Skip the pictures and repeat each line of the data exactly.

*-*-*

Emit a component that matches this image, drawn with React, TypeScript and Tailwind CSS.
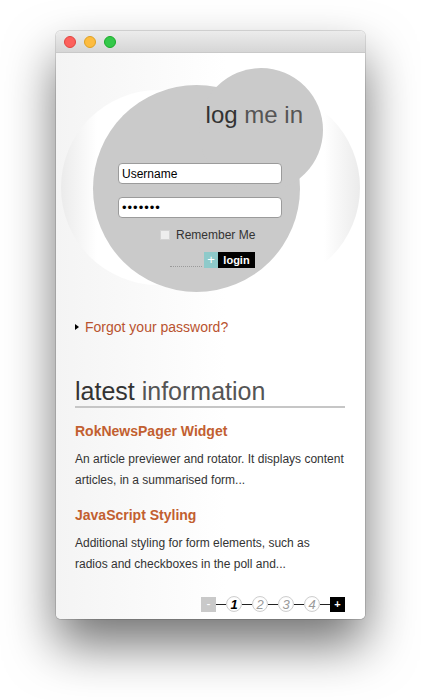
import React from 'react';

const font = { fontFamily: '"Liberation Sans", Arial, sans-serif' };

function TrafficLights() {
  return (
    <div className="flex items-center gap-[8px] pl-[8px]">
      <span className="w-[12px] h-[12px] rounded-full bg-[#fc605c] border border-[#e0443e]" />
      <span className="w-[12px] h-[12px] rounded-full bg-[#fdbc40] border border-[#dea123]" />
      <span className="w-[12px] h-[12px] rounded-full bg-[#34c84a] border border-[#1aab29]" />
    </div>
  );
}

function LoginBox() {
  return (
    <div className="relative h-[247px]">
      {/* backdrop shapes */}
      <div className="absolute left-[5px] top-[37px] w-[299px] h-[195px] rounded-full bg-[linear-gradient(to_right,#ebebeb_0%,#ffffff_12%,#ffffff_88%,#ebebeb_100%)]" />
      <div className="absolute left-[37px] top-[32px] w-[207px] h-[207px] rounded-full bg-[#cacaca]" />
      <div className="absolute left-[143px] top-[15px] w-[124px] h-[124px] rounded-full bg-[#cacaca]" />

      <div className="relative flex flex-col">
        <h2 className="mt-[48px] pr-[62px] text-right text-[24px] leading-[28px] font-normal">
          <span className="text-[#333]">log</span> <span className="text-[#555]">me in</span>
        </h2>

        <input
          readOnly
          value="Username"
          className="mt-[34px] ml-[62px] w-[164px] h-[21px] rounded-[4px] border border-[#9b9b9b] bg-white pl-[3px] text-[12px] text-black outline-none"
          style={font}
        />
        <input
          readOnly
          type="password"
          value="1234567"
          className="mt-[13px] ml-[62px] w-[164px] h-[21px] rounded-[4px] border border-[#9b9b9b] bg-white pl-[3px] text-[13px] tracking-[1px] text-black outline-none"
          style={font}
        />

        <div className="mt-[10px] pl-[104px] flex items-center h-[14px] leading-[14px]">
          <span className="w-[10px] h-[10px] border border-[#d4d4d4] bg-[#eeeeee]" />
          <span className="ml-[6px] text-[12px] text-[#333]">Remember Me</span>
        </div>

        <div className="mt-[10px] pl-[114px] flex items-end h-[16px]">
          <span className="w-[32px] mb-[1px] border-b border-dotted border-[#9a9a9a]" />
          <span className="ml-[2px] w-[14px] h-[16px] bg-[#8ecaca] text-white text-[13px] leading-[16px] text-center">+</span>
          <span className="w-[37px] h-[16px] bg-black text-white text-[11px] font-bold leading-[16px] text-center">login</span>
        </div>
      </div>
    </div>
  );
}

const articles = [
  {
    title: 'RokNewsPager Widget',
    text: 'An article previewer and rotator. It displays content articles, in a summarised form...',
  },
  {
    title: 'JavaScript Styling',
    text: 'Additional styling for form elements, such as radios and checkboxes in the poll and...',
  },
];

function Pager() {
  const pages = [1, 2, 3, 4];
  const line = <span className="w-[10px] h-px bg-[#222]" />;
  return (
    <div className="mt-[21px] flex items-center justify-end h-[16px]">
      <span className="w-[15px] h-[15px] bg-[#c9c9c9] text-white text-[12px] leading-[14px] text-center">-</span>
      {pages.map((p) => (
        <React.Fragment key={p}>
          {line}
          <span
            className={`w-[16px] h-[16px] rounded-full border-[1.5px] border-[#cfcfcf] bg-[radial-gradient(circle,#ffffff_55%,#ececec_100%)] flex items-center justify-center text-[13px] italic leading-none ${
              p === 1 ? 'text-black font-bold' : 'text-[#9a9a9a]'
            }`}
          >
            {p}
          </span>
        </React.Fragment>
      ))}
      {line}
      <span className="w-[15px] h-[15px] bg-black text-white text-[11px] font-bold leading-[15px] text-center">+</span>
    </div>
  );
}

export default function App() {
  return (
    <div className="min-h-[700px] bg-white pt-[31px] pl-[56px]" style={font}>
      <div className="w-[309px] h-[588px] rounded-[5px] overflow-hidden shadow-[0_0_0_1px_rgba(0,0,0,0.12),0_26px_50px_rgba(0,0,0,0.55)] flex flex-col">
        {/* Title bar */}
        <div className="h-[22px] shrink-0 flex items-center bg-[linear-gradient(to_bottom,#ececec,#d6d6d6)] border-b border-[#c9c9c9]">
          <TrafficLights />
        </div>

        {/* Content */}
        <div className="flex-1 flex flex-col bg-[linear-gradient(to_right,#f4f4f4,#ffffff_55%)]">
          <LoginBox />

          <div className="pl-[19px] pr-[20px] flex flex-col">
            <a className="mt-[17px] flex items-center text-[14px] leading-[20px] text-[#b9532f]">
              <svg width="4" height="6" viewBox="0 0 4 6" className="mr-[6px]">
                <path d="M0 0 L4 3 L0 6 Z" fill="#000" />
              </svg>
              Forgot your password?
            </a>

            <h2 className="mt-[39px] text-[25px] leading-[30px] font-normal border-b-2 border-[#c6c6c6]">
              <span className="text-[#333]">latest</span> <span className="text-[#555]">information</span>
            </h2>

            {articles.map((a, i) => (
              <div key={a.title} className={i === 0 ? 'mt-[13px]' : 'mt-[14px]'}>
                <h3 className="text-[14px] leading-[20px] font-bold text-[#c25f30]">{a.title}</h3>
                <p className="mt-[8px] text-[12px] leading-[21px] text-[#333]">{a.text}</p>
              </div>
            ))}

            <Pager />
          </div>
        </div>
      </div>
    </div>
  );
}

*-*-*

Output for this task »
Emit a component that matches this image, drawn with React, TypeScript and Tailwind CSS.
import React from 'react';

const font = { fontFamily: '"Liberation Sans", Arial, sans-serif' };

function TrafficLights() {
  return (
    <div className="flex items-center gap-[8px] pl-[8px]">
      <span className="w-[12px] h-[12px] rounded-full bg-[#fc605c] border border-[#e0443e]" />
      <span className="w-[12px] h-[12px] rounded-full bg-[#fdbc40] border border-[#dea123]" />
      <span className="w-[12px] h-[12px] rounded-full bg-[#34c84a] border border-[#1aab29]" />
    </div>
  );
}

function LoginBox() {
  return (
    <div className="relative h-[247px]">
      {/* backdrop shapes */}
      <div className="absolute left-[5px] top-[37px] w-[299px] h-[195px] rounded-full bg-[linear-gradient(to_right,#ebebeb_0%,#ffffff_12%,#ffffff_88%,#ebebeb_100%)]" />
      <div className="absolute left-[37px] top-[32px] w-[207px] h-[207px] rounded-full bg-[#cacaca]" />
      <div className="absolute left-[143px] top-[15px] w-[124px] h-[124px] rounded-full bg-[#cacaca]" />

      <div className="relative flex flex-col">
        <h2 className="mt-[48px] pr-[62px] text-right text-[24px] leading-[28px] font-normal">
          <span className="text-[#333]">log</span> <span className="text-[#555]">me in</span>
        </h2>

        <input
          readOnly
          value="Username"
          className="mt-[34px] ml-[62px] w-[164px] h-[21px] rounded-[4px] border border-[#9b9b9b] bg-white pl-[3px] text-[12px] text-black outline-none"
          style={font}
        />
        <input
          readOnly
          type="password"
          value="1234567"
          className="mt-[13px] ml-[62px] w-[164px] h-[21px] rounded-[4px] border border-[#9b9b9b] bg-white pl-[3px] text-[13px] tracking-[1px] text-black outline-none"
          style={font}
        />

        <div className="mt-[10px] pl-[104px] flex items-center h-[14px] leading-[14px]">
          <span className="w-[10px] h-[10px] border border-[#d4d4d4] bg-[#eeeeee]" />
          <span className="ml-[6px] text-[12px] text-[#333]">Remember Me</span>
        </div>

        <div className="mt-[10px] pl-[114px] flex items-end h-[16px]">
          <span className="w-[32px] mb-[1px] border-b border-dotted border-[#9a9a9a]" />
          <span className="ml-[2px] w-[14px] h-[16px] bg-[#8ecaca] text-white text-[13px] leading-[16px] text-center">+</span>
          <span className="w-[37px] h-[16px] bg-black text-white text-[11px] font-bold leading-[16px] text-center">login</span>
        </div>
      </div>
    </div>
  );
}

const articles = [
  {
    title: 'RokNewsPager Widget',
    text: 'An article previewer and rotator. It displays content articles, in a summarised form...',
  },
  {
    title: 'JavaScript Styling',
    text: 'Additional styling for form elements, such as radios and checkboxes in the poll and...',
  },
];

function Pager() {
  const pages = [1, 2, 3, 4];
  const line = <span className="w-[10px] h-px bg-[#222]" />;
  return (
    <div className="mt-[21px] flex items-center justify-end h-[16px]">
      <span className="w-[15px] h-[15px] bg-[#c9c9c9] text-white text-[12px] leading-[14px] text-center">-</span>
      {pages.map((p) => (
        <React.Fragment key={p}>
          {line}
          <span
            className={`w-[16px] h-[16px] rounded-full border-[1.5px] border-[#cfcfcf] bg-[radial-gradient(circle,#ffffff_55%,#ececec_100%)] flex items-center justify-center text-[13px] italic leading-none ${
              p === 1 ? 'text-black font-bold' : 'text-[#9a9a9a]'
            }`}
          >
            {p}
          </span>
        </React.Fragment>
      ))}
      {line}
      <span className="w-[15px] h-[15px] bg-black text-white text-[11px] font-bold leading-[15px] text-center">+</span>
    </div>
  );
}

export default function App() {
  return (
    <div className="min-h-[700px] bg-white pt-[31px] pl-[56px]" style={font}>
      <div className="w-[309px] h-[588px] rounded-[5px] overflow-hidden shadow-[0_0_0_1px_rgba(0,0,0,0.12),0_26px_50px_rgba(0,0,0,0.55)] flex flex-col">
        {/* Title bar */}
        <div className="h-[22px] shrink-0 flex items-center bg-[linear-gradient(to_bottom,#ececec,#d6d6d6)] border-b border-[#c9c9c9]">
          <TrafficLights />
        </div>

        {/* Content */}
        <div className="flex-1 flex flex-col bg-[linear-gradient(to_right,#f4f4f4,#ffffff_55%)]">
          <LoginBox />

          <div className="pl-[19px] pr-[20px] flex flex-col">
            <a className="mt-[17px] flex items-center text-[14px] leading-[20px] text-[#b9532f]">
              <svg width="4" height="6" viewBox="0 0 4 6" className="mr-[6px]">
                <path d="M0 0 L4 3 L0 6 Z" fill="#000" />
              </svg>
              Forgot your password?
            </a>

            <h2 className="mt-[39px] text-[25px] leading-[30px] font-normal border-b-2 border-[#c6c6c6]">
              <span className="text-[#333]">latest</span> <span className="text-[#555]">information</span>
            </h2>

            {articles.map((a, i) => (
              <div key={a.title} className={i === 0 ? 'mt-[13px]' : 'mt-[14px]'}>
                <h3 className="text-[14px] leading-[20px] font-bold text-[#c25f30]">{a.title}</h3>
                <p className="mt-[8px] text-[12px] leading-[21px] text-[#333]">{a.text}</p>
              </div>
            ))}

            <Pager />
          </div>
        </div>
      </div>
    </div>
  );
}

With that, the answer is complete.